Rutgers Steps Up to the Football Big Leagues

Moving to the Big Ten in 2014 will boost revenues and, Rutgers hopes, football

It isn't every day when college football is a story in these parts, but it also isn't every day that a school from our neck of the woods joins the Big Ten. 

Along with Maryland, New Jersey's Rutgers state university is set to join the venerable league as it expands to 14 teams in 2014. 

There are three main areas where this move could have impact. The first is the only one without any hypotheticals and the main driving force behind the whole thing: money. 

Rutgers will say this will boost the football program, and it might, but they are making the move because they stand to generate a lot more revenue by rubbing shoulders with Michigan and Ohio State.

The difference could be in the tens of millions per year for the Scarlet Knights, which will come in handy whether or not the team actually improves on the football field. And the Big Ten gets entry into the New York market by adding Rutgers to the mix, which should boost the price for their television rights when they come up for renewal. 

That leads us to the second area of intrigue, which is the possibility of big-time college football in our area. Rugers has been a solid program since Greg Schiano's days at the school, but its impact on the local sports landscape ranks only slightly higher than luge. 

The best guess is that it remains there. Playing teams like Michigan, Penn State and Wisconsin should lead to some attendance bumps because of their massive alumni bases in the area, but the idea that Rutgers is suddenly going to become a player on the sports scene is a fairly far-fetched one. 

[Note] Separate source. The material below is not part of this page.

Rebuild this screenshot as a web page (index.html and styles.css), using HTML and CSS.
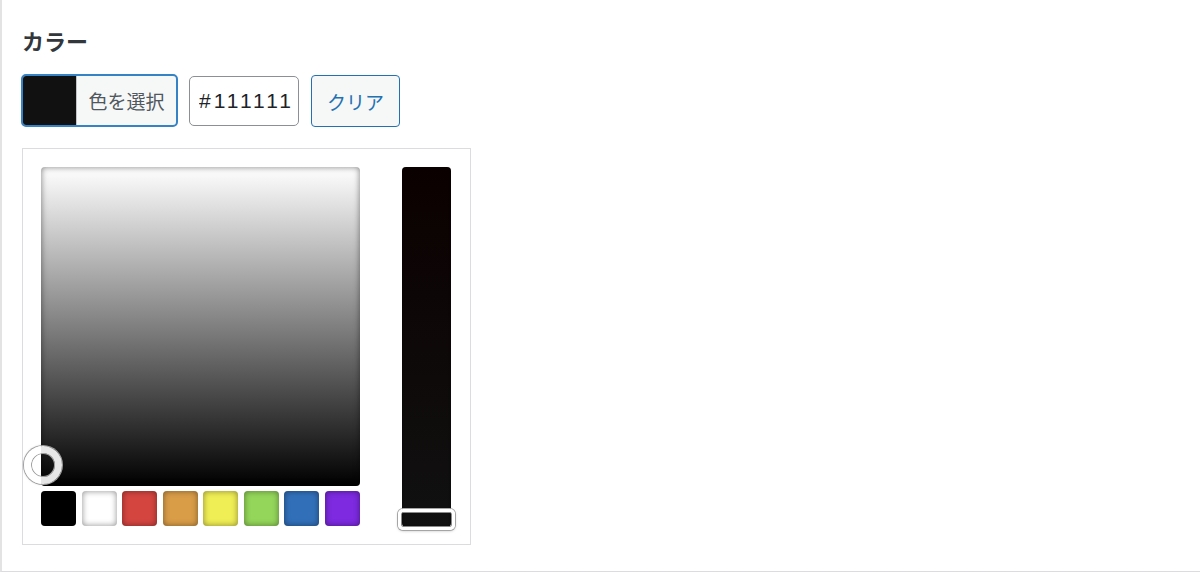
FILE: index.html
```html
<!DOCTYPE html>
<html lang="ja">
<head>
  <meta charset="UTF-8" />
  <title>カラー設定</title>
  <meta name="viewport" content="width=device-width, initial-scale=1.0">
  <link rel="stylesheet" href="styles.css">
</head>
<body>
  <div class="panel">
    <h2 class="field-title">カラー</h2>

    <div class="picker-row">
      <button type="button" class="color-result">
        <span class="color-chip"></span>
        <span class="color-result-text">色を選択</span>
      </button>
      <input type="text" class="color-hex" value="#111111">
      <button type="button" class="btn-clear">クリア</button>
    </div>

    <div class="picker-holder">
      <div class="picker-main">
        <div class="picker-square">
          <span class="square-handle"></span>
        </div>
        <div class="picker-palette">
          <span class="swatch swatch-black"></span>
          <span class="swatch swatch-white"></span>
          <span class="swatch swatch-red"></span>
          <span class="swatch swatch-orange"></span>
          <span class="swatch swatch-yellow"></span>
          <span class="swatch swatch-green"></span>
          <span class="swatch swatch-blue"></span>
          <span class="swatch swatch-purple"></span>
        </div>
      </div>
      <div class="picker-strip">
        <span class="strip-handle"></span>
      </div>
    </div>
  </div>
</body>
</html>
```

FILE: styles.css
```css
body { margin: 0; background: #fff; font-family: "Noto Sans CJK JP", "Liberation Sans", sans-serif; color: #2c3338; }

.panel { width: 1178px; height: 546px; padding: 25px 0 0 20px; border-left: 2px solid #e3e3e3; border-bottom: 1px solid #dcdcde; }
.field-title { margin: 0; font-size: 22px; line-height: 30px; font-weight: 700; color: #32373c; }

/* color button + hex field + clear */
.picker-row { display: flex; align-items: flex-start; margin-top: 19px; }
.color-result { display: flex; width: 157px; height: 53px; margin: 0 0 0 -1px; padding: 0; border: 2px solid #3582c4; border-radius: 5px; background: #f6f7f7; overflow: hidden; cursor: pointer; font-family: inherit; }
.color-chip { width: 53px; height: 100%; background: #111; border-right: 1px solid #c3c4c7; }
.color-result-text { flex: 1; line-height: 49px; font-size: 19px; color: #50575e; text-align: center; }
.color-hex { box-sizing: border-box; width: 110px; height: 50px; margin: 2px 0 0 11px; padding: 0 2px 0 9px; border: 1px solid #8c8f94; border-radius: 5px; font-family: "Liberation Sans", sans-serif; font-size: 21px; letter-spacing: 3px; color: #1d2327; background: #fff; }
.btn-clear { box-sizing: border-box; width: 89px; height: 52px; margin: 1px 0 0 12px; padding: 0; border: 1px solid #2271b1; border-radius: 4px; background: #f6f7f7; color: #2271b1; font-family: inherit; font-size: 19px; cursor: pointer; }

/* picker box */
.picker-holder { box-sizing: border-box; display: flex; justify-content: space-between; width: 449px; height: 397px; margin-top: 21px; padding: 18px 19px 18px 18px; border: 1px solid #dcdcde; }
.picker-main { width: 319px; }
.picker-square { position: relative; height: 319px; border-radius: 4px; background: linear-gradient(to bottom, #fff, #000); box-shadow: inset 0 0 6px rgba(0,0,0,0.5); }
.square-handle { position: absolute; left: -17px; top: 279px; box-sizing: border-box; width: 38px; height: 38px; border: 7px solid rgba(255,255,255,0.9); border-radius: 50%; box-shadow: 0 0 0 1px #a0a0a0, inset 0 0 0 1px #a0a0a0, 0 0 3px rgba(0,0,0,0.25); }

.picker-palette { display: flex; justify-content: space-between; margin-top: 5px; }
.swatch { width: 35px; height: 35px; border-radius: 4px; box-shadow: inset 0 0 6px rgba(0,0,0,0.45); }
.swatch-black { background: #000; }
.swatch-white { background: #fff; }
.swatch-red { background: #d44540; }
.swatch-orange { background: #d99d48; }
.swatch-yellow { background: #f0ee55; }
.swatch-green { background: #94d65a; }
.swatch-blue { background: #3170b9; }
.swatch-purple { background: #7d2ae0; }

.picker-strip { position: relative; width: 49px; height: 360px; border-radius: 4px; background: linear-gradient(to bottom, #0b0000, #111); box-shadow: inset 0 0 3px rgba(0,0,0,0.5); }
.strip-handle { position: absolute; left: -4px; top: 342px; box-sizing: border-box; width: 57px; height: 21px; border: 3px solid #fff; border-radius: 5px; box-shadow: 0 0 0 1px #a5a5a5, inset 0 0 0 1px #8a8a8a, 0 1px 3px rgba(0,0,0,0.25); }
```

You need only look at Chicago to see how this likely plays out. Northwestern has a good program with some success, but their games hardly turn the city or its suburbs purple on fall Saturdays.

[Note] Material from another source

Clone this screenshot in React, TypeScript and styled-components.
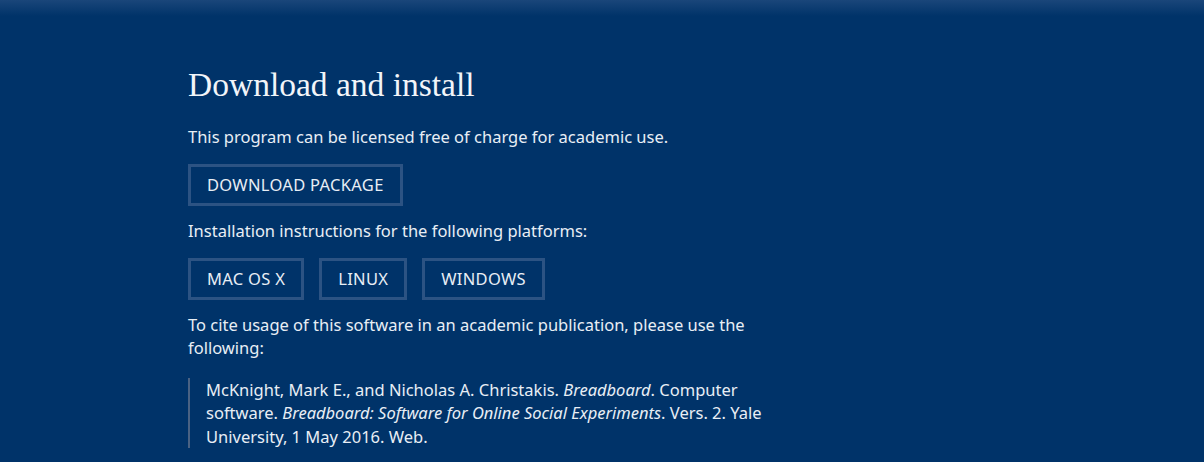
import React from 'react'
import styled, { createGlobalStyle } from 'styled-components'

const GlobalStyle = createGlobalStyle`
  html, body {
    margin: 0;
    padding: 0;
    background: #003369;
  }
`

const Page = styled.div`
  min-height: 462px;
  background: linear-gradient(to bottom, #1a467a 0px, #003369 16px, #003369 100%);
  color: #e8eef5;
  font-family: 'Noto Sans', 'Open Sans', sans-serif;
  font-size: 16.5px;
  overflow: hidden;
`

const Container = styled.div`
  width: 828px;
  margin: 0 auto;
  padding-top: 66px;
`

const Column = styled.div`
  width: 615px;
`

const Heading = styled.h2`
  font-family: 'Liberation Serif', 'Times New Roman', serif;
  font-weight: normal;
  font-size: 33.5px;
  line-height: 38px;
  margin: 0 0 21px;
  color: #f2f5f9;
`

const Text = styled.p`
  margin: 0 0 16px;
  line-height: 23px;
`

const ButtonRow = styled.div`
  display: flex;
  gap: 15px;
  margin: 0 0 13px;
`

const OutlineButton = styled.a`
  display: inline-block;
  box-sizing: border-box;
  height: 42px;
  line-height: 36px;
  padding: 0 16px;
  border: 3px solid #2c5383;
  color: #e8eef5;
  text-decoration: none;
  text-transform: uppercase;
  letter-spacing: 0.3px;
  cursor: pointer;
`

const Citation = styled.blockquote`
  margin: 19px 0 0;
  padding: 0 0 0 16px;
  width: 600px;
  border-left: 2px solid #4a6283;
  line-height: 23.3px;
`

export default function App() {
  return (
    <Page>
      <GlobalStyle />
      <Container>
        <Column>
          <Heading>Download and install</Heading>
          <Text>This program can be licensed free of charge for academic use.</Text>
          <ButtonRow>
            <OutlineButton>Download Package</OutlineButton>
          </ButtonRow>
          <Text>Installation instructions for the following platforms:</Text>
          <ButtonRow>
            <OutlineButton>Mac OS X</OutlineButton>
            <OutlineButton>Linux</OutlineButton>
            <OutlineButton>Windows</OutlineButton>
          </ButtonRow>
          <Text>To cite usage of this software in an academic publication, please use the following:</Text>
          <Citation>
            McKnight, Mark E., and Nicholas A. Christakis. <em>Breadboard</em>. Computer software.{' '}
            <em>Breadboard: Software for Online Social Experiments</em>. Vers. 2. Yale University, 1 May 2016. Web.
          </Citation>
        </Column>
      </Container>
    </Page>
  )
}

New York and the surrounding areas draw people from far too many different places for a school in relatively out-of-the-way New Brunswick to become a magnet for anyone who wasn't already interested in their results. College football rules in places where it is the only game in town and that will never be the case in our area. 

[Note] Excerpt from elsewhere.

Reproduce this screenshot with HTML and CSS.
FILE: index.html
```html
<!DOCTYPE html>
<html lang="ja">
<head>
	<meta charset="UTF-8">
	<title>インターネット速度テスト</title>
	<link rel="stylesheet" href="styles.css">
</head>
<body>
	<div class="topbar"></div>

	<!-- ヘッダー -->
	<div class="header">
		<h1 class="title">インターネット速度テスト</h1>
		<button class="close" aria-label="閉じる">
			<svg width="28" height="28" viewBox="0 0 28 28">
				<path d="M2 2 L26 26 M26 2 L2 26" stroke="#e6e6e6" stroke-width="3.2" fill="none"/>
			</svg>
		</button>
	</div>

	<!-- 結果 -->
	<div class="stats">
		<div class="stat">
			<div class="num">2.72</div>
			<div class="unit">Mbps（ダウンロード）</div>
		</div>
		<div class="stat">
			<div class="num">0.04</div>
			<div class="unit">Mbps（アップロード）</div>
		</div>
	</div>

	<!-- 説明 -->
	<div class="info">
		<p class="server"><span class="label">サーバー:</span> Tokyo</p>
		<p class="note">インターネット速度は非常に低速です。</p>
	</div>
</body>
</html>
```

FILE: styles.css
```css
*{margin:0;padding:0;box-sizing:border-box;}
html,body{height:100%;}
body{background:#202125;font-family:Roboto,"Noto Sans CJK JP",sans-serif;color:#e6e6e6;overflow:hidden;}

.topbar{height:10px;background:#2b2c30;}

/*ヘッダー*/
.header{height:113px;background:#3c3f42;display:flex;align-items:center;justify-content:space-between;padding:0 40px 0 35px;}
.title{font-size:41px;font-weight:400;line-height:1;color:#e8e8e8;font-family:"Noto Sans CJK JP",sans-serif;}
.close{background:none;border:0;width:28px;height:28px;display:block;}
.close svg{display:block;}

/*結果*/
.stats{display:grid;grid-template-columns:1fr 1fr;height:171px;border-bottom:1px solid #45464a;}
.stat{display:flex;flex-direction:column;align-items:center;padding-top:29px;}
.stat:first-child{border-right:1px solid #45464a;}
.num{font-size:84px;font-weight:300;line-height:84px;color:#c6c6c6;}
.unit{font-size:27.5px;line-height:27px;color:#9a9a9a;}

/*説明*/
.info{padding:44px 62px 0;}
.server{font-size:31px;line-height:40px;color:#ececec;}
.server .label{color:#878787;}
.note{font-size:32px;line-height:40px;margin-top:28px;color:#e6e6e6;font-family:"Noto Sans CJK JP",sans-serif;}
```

Finally, there's the question of where this leaves the Big East. With much speculation that UConn will be headed to the ACC to replace Maryland, the league that changed college basketball is left with only a skeleton of what it once was. 

Syracuse and Boston College are already gone, as are later additions like West Virginia and Virginia Tech. That leaves a mish-mosh of basketball only schools alongside far-flung football school desperate for a piece of the BCS pie. The hoops should still be good, but football is the driver of major collegiate sports and the Big East is already an insignificant player on that stage.

This move will make them even less significant and could wind up taking some more luster away from the basketball side of things. The glory that is the Big East tournament at the Garden is going to feel a lot different now that there are only a handful of original members vying for the crown. 

It's a good move for Rutgers and a sensible one for the Big Ten, but the continued devolution of the Big East will be the lasting legacy of this change for the area.